Compatibility with Kids
German Pinschers do well with children with whom they have been raised with as a puppy. This breed is also a good fit with children over the age of nine or ten. When adopting an older Pinscher who has not interacted with kids much, a home with older children who know how to properly interact with a dog would be best.
The exact origin of German Pinschers is unclear. Thought to have originated in southern Germany, botanist Heinrich Gottlieb Ludwig Reichenbach first mentioned the “smooth Pinscher” in 1836 and the breed was recorded in 1885. Often used as carriage dogs or stable dogs, they are excellent ratters.
They are one of Germany’s oldest breeds, previously starting out as one breed with two coat varieties: Wire-Haired Pinschers and Smooth-Haired Pinschers. In the early 1900s, the breed was officially divided. The Wire-Haired Pinscher became the Standard Schnauzer. The Smooth-Haired Pinscher became the German Pinscher, a foundation breed for both Doberman Pinschers and Miniature Pinschers.
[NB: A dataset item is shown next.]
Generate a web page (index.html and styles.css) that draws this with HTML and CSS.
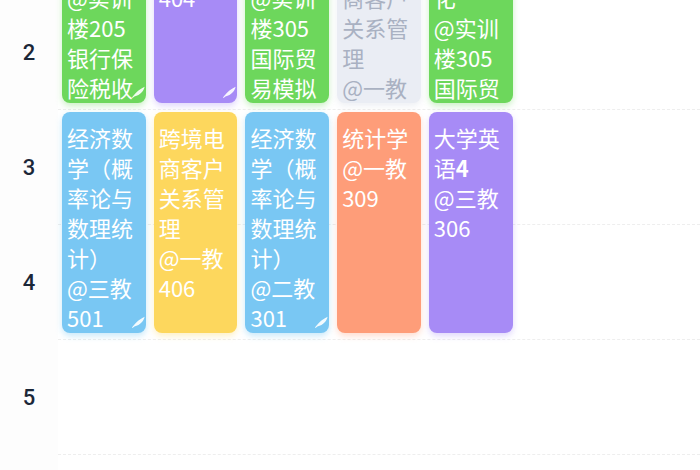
FILE: index.html
```html
<!DOCTYPE html>
<html lang="zh-CN">
<head>
<meta charset="utf-8">
<title>课程表</title>
<link rel="stylesheet" href="styles.css">
</head>
<body>
<div class="screen">
  <div class="timetable">
    <div class="num r1">1</div>
    <div class="num r2">2</div>
    <div class="num r3">3</div>
    <div class="num r4">4</div>
    <div class="num r5">5</div>
    <div class="num r6">6</div>

    <div class="line r1"></div>
    <div class="line r2"></div>
    <div class="line r3"></div>
    <div class="line r4"></div>
    <div class="line r5"></div>
    <div class="line r6"></div>

    <div class="card green c1 r1 span2">
      <div class="name">银行保险税收实务</div>
      <div class="room">@实训楼205</div>
      <div class="name">银行保险税收实务</div>
      <div class="room">@实训楼205</div>
      <svg class="leaf" viewBox="0 0 14 12"><path d="M1 11.6C3.2 8.6 7.4 3.6 13.6 0.8C12.8 4.8 9.6 9 3.4 10.6L1.6 11.9Z"/></svg>
    </div>
    <div class="card purple c2 r1 span2">
      <div class="name">大学英语<b>4</b></div>
      <div class="room">@三教404</div>
      <svg class="leaf" viewBox="0 0 14 12"><path d="M1 11.6C3.2 8.6 7.4 3.6 13.6 0.8C12.8 4.8 9.6 9 3.4 10.6L1.6 11.9Z"/></svg>
    </div>
    <div class="card green c3 r1 span2">
      <div class="name">国际贸易模拟实训</div>
      <div class="room">@实训楼305</div>
      <div class="name">国际贸易模拟实训</div>
    </div>
    <div class="card gray c4 r1 span2">
      <div class="name">非本周课程</div>
      <div class="name">跨境电商客户关系管理</div>
      <div class="room">@一教406</div>
    </div>
    <div class="card green c5 r1 span2">
      <div class="name">国际贸易业务流程优化</div>
      <div class="room">@实训楼305</div>
      <div class="name">国际贸易模拟实训</div>
    </div>

    <div class="card blue c1 r3 span2">
      <div class="name">经济数学（概率论与数理统计）</div>
      <div class="room">@三教501</div>
      <svg class="leaf" viewBox="0 0 14 12"><path d="M1 11.6C3.2 8.6 7.4 3.6 13.6 0.8C12.8 4.8 9.6 9 3.4 10.6L1.6 11.9Z"/></svg>
    </div>
    <div class="card yellow c2 r3 span2">
      <div class="name">跨境电商客户关系管理</div>
      <div class="room">@一教406</div>
    </div>
    <div class="card blue c3 r3 span2">
      <div class="name">经济数学（概率论与数理统计）</div>
      <div class="room">@二教301</div>
      <svg class="leaf" viewBox="0 0 14 12"><path d="M1 11.6C3.2 8.6 7.4 3.6 13.6 0.8C12.8 4.8 9.6 9 3.4 10.6L1.6 11.9Z"/></svg>
    </div>
    <div class="card orange c4 r3 span2">
      <div class="name">统计学</div>
      <div class="room">@一教309</div>
    </div>
    <div class="card purple c5 r3 span2">
      <div class="name">大学英语<b>4</b></div>
      <div class="room">@三教306</div>
    </div>
  </div>
</div>
</body>
</html>
```
FILE: styles.css
```css
html, body {
  margin: 0;
  padding: 0;
  background: #ffffff;
}

body {
  font-family: "Noto Sans CJK SC", "Noto Sans", sans-serif;
}

.screen {
  width: 700px;
  height: 470px;
  overflow: hidden;
}

.timetable {
  display: grid;
  grid-template-columns: 58px repeat(7, 1fr);
  grid-template-rows: repeat(6, 115px);
  margin-top: -120px;
}

.r1 { grid-row: 1; }
.r2 { grid-row: 2; }
.r3 { grid-row: 3; }
.r4 { grid-row: 4; }
.r5 { grid-row: 5; }
.r6 { grid-row: 6; }
.span2 { grid-row-end: span 2; }

.c1 { grid-column: 2; }
.c2 { grid-column: 3; }
.c3 { grid-column: 4; }
.c4 { grid-column: 5; }
.c5 { grid-column: 6; }

.num {
  grid-column: 1;
  display: flex;
  align-items: center;
  justify-content: center;
  font-family: Roboto, "Liberation Sans", sans-serif;
  font-size: 22px;
  font-weight: 500;
  color: #1b2738;
  background: #fdfdfd;
}

.line {
  grid-column: 2 / -1;
  border-bottom: 1px dashed #eeeeee;
}

.card {
  position: relative;
  margin: 2px 4px 7px 4px;
  padding: 10px 3px 0 5px;
  border-radius: 8px;
  overflow: hidden;
  color: #ffffff;
  font-size: 22px;
  font-weight: 400;
  line-height: 30px;
}

.card b {
  font-weight: 700;
}

.green {
  background: #6dd75c;
  box-shadow: 0 3px 6px rgba(109, 215, 92, 0.35);
}

.purple {
  background: #a78bf6;
  box-shadow: 0 3px 6px rgba(167, 139, 246, 0.35);
}

.gray {
  background: #eaedf4;
  color: #a9b1c2;
  box-shadow: 0 3px 6px rgba(200, 206, 220, 0.3);
}

.blue {
  background: #79c7f3;
  box-shadow: 0 3px 6px rgba(121, 199, 243, 0.4);
}

.yellow {
  background: #fdd75d;
  box-shadow: 0 3px 6px rgba(253, 215, 93, 0.35);
}

.orange {
  background: #fe9d79;
  box-shadow: 0 3px 6px rgba(254, 157, 121, 0.35);
}

.leaf {
  position: absolute;
  right: 1px;
  bottom: 5px;
  width: 14px;
  height: 12px;
  fill: rgba(255, 255, 255, 0.9);
}
```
The German Pinscher was imported to the US starting in the late 1970s. US Breeders started with German Pinschers from Germany, England, France, Sweden, Finland and Czechoslovakia. They began with a few litters and the popularity of the breed grew. In 2003, the American Kennel Club recognized the breed and accepted the German Pinscher into the Working Group.
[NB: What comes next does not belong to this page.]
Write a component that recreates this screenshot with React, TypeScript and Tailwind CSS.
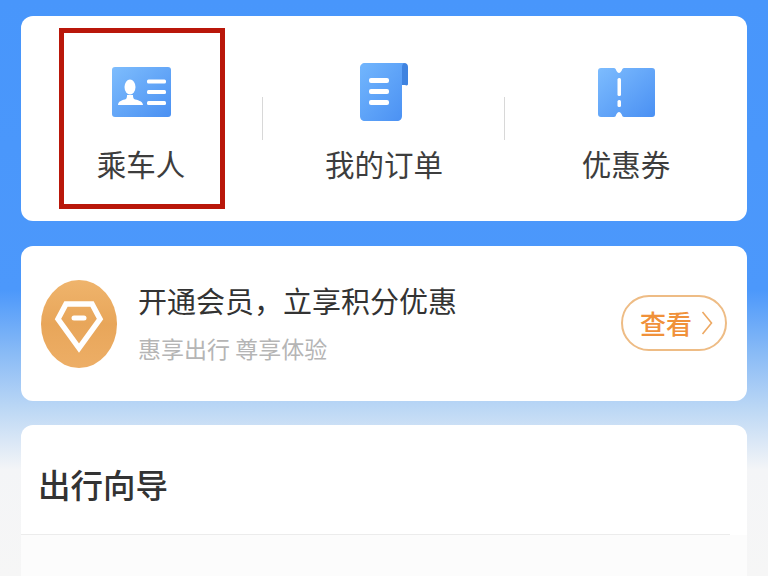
import React from 'react';

const FONT = "font-['Noto_Sans_CJK_SC','Noto_Sans',sans-serif]";

const PassengerIcon = () => (
  <svg width="59" height="50" viewBox="0 0 59 50" className="block">
    <defs>
      <linearGradient id="blueA" x1="0" y1="0" x2="1" y2="1">
        <stop offset="0" stopColor="#7ebdfd" />
        <stop offset="1" stopColor="#4a90f2" />
      </linearGradient>
    </defs>
    <rect width="59" height="50" rx="3" fill="url(#blueA)" />
    <ellipse cx="18" cy="20" rx="5.5" ry="7.5" fill="#fff" />
    <path d="M6 38c0-4 5-5 8-6 1-1 1-3 1-4h6c0 1 0 3 1 4 3 1 9 2 9 6z" fill="#fff" />
    <rect x="35" y="12.5" width="19" height="4" rx="1.5" fill="#fff" />
    <rect x="35" y="23" width="19" height="4" rx="1.5" fill="#fff" />
    <rect x="35" y="34" width="19" height="4" rx="1.5" fill="#fff" />
  </svg>
);

const OrderIcon = () => (
  <svg width="48" height="58" viewBox="0 0 48 58" className="block">
    <defs>
      <linearGradient id="blueB" x1="0" y1="0" x2="1" y2="1">
        <stop offset="0" stopColor="#72b6fd" />
        <stop offset="1" stopColor="#4a90f3" />
      </linearGradient>
    </defs>
    <path d="M40 0h4c3 0 4 2 4 4v17c0 1-1 2-3 1h-5z" fill="#3f83e0" />
    <path d="M5 0h40c-2 0-3 2-3 4v49c0 3-2 5-5 5H5c-3 0-5-2-5-5V5c0-3 2-5 5-5z" fill="url(#blueB)" />
    <rect x="9" y="15" width="20" height="5" rx="2" fill="#fff" />
    <rect x="9" y="26" width="20" height="5" rx="2" fill="#fff" />
    <rect x="9" y="37" width="20" height="5" rx="2" fill="#fff" />
  </svg>
);

const CouponIcon = () => (
  <svg width="57" height="49" viewBox="0 0 57 49" className="block">
    <defs>
      <linearGradient id="blueC" x1="0" y1="0" x2="1" y2="1">
        <stop offset="0" stopColor="#7dbcfe" />
        <stop offset="1" stopColor="#4a90f3" />
      </linearGradient>
    </defs>
    <path d="M3 0h13c1 0 2 1 2 2 1 2 2 3 3 3s2-1 3-3c0-1 1-2 2-2h28c2 0 3 1 3 3v43c0 2-1 3-3 3H26c-1 0-2-1-2-2-1-2-2-3-3-3s-2 1-3 3c0 1-1 2-2 2H3c-2 0-3-1-3-3V3c0-2 1-3 3-3z" fill="url(#blueC)" />
    <rect x="19.5" y="10" width="3.5" height="18" rx="1.5" fill="#fff" />
    <rect x="19.5" y="32" width="3.5" height="7" rx="1.5" fill="#fff" />
  </svg>
);

const MemberBadge = () => (
  <svg width="76" height="88" viewBox="0 0 76 88" className="block shrink-0">
    <defs>
      <linearGradient id="gold" x1="0" y1="0" x2="0" y2="1">
        <stop offset="0" stopColor="#efb46c" />
        <stop offset="0.5" stopColor="#e8a65a" />
        <stop offset="1" stopColor="#edae66" />
      </linearGradient>
    </defs>
    <ellipse cx="38" cy="44" rx="38" ry="44" fill="url(#gold)" />
    <path d="M25 24h26l8 15-21 29-21-29z" fill="none" stroke="#fff" strokeWidth="5.5" strokeLinejoin="miter" />
    <rect x="30.5" y="35.5" width="15" height="5" rx="2.5" fill="#fff" />
  </svg>
);

const items = [
  { label: '乘车人', icon: <PassengerIcon />, pad: 'pr-[2px]' },
  { label: '我的订单', icon: <OrderIcon />, pad: '' },
  { label: '优惠券', icon: <CouponIcon />, pad: '' },
];

export default function App() {
  return (
    <div className={`relative h-[576px] w-[768px] overflow-hidden bg-[linear-gradient(to_bottom,#4896fb_0px,#4c98fb_290px,#86b9f6_350px,#bdd8f5_410px,#f4f5f7_470px,#f6f6f6_576px)] px-[21px] pt-4 ${FONT}`}>
      <div className="flex h-[205px] w-[726px] rounded-xl bg-white">
        {items.map((item, i) => (
          <div key={item.label} className={`relative flex w-[242px] flex-col items-center pt-[46px] ${item.pad}`}>
            <div className="flex h-[60px] items-center">{item.icon}</div>
            <span className="mt-[19px] text-[29.5px] leading-[44px] text-[#3d3d3d]">{item.label}</span>
            {i < 2 && <div className="absolute right-0 top-[81px] h-[43px] w-px bg-[#d8d8d8]" />}
          </div>
        ))}
      </div>

      <div className="mt-[25px] flex h-[155px] w-[726px] items-center rounded-xl bg-white pl-5 pr-5">
        <MemberBadge />
        <div className="ml-[21px] flex flex-1 flex-col">
          <span className="-mt-[5px] text-[29px] leading-[44px] text-[#333333]">开通会员，立享积分优惠</span>
          <span className="mt-[9px] text-[23px] leading-[34px] text-[#b5b5b5]">惠享出行 尊享体验</span>
        </div>
        <div className="mb-[2px] flex h-[56px] w-[106px] items-center rounded-full border-2 border-[#eebc85] pl-[17px]">
          <span className="text-[26px] font-medium leading-none text-[#f0913a]">查看</span>
          <svg width="12" height="26" viewBox="0 0 12 26" className="ml-[9px]">
            <path d="M1.5 2l9 11-9 11" fill="none" stroke="#eda862" strokeWidth="1.6" />
          </svg>
        </div>
      </div>

      <div className="mt-6 h-[300px] w-[726px] overflow-hidden rounded-t-xl bg-white">
        <div className="h-[110px] w-[709px] border-b border-[#ececec] pl-[17px] pt-[35px]">
          <span className="text-[32.5px] font-medium leading-[48px] text-[#333333]">出行向导</span>
        </div>
        <div className="h-[190px] bg-[#fcfcfc]" />
      </div>

      {/* 红框标注 */}
      <div className="absolute left-[59px] top-[28px] h-[181px] w-[166px] border-[5px] border-[#b9170a]" />
    </div>
  );
}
The German Pinscher was recently noted as "endangered" by the Rote List, a German conservation organization that tracks threatened domestic breeds.
While German Pinschers look like a smaller Doberman Pinscher or a larger Miniature Pinscher, they are actually more closely related to Standard Schnauzers.
German Pinschers were nearly lost after World War II. The breed did not have any recorded births from 1949 to 1958. A man by the name of Werner Jung is responsible for single-handedly re-establishing the breed. He bravely smuggled a black and red female out of East Germany and bred her with four over-sized male Miniature Pinschers.
Breed standard colors for a German Pinscher include Black, Fawn (Isabella) and Red with markings that are Red, Tan or Red and Tan.